Having now carefully read and considered the pleadings of the parties, the available evidence, cited authorities and provision of the law and the written submissions, the Court finds that the Ex parte Applicant has failed to discharge the burden of proving her claim on a balance of probabilities and therefore her claim for Judicial Review Order of Mandamus is not merited and it is therefore disallowed.
b) Who is entitled to the costs of these proceedings?
Though costs normally follow events, the Court has discretion on whether or not to grant costs. Section 27 of the Civil procedure Act gives the Court discretion on grant of costs. Looking at the circumstances of the suit, this Court therefore orders each party to bear its own costs.

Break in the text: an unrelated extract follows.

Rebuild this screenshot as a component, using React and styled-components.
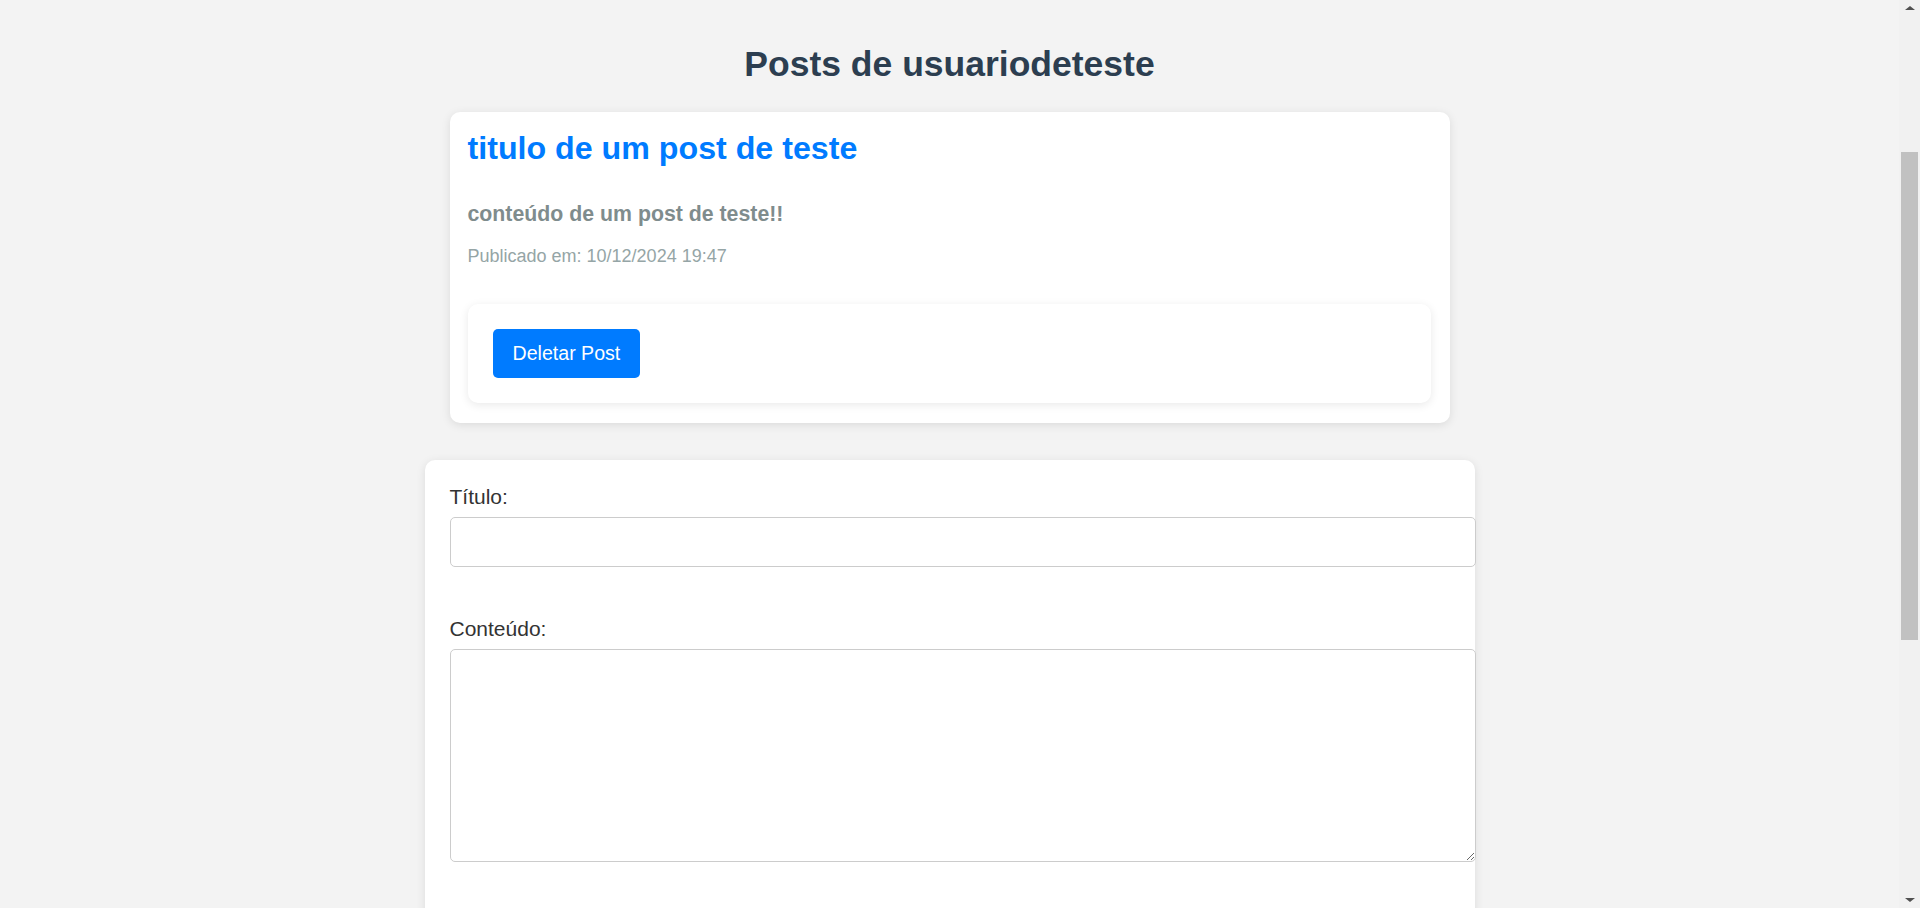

The Upshot of the foregoing is that the Notice of Motion application dated 13th May 2015, is not merited and the same is dismissed entirely with an order that each Party to bear her and/or its own costs.
It is so ordered.
Dated, Signed and Delivered at Thika this 4th day of October 2019.
In the presence of
Mr. Gichuhi holding brief for Mr. Mbugua for Exparte Applicant
No appearance for 1st Respondent
No appearance for 2nd Respondent
Lucy - Court Assistant
Court – Judgment read in open court.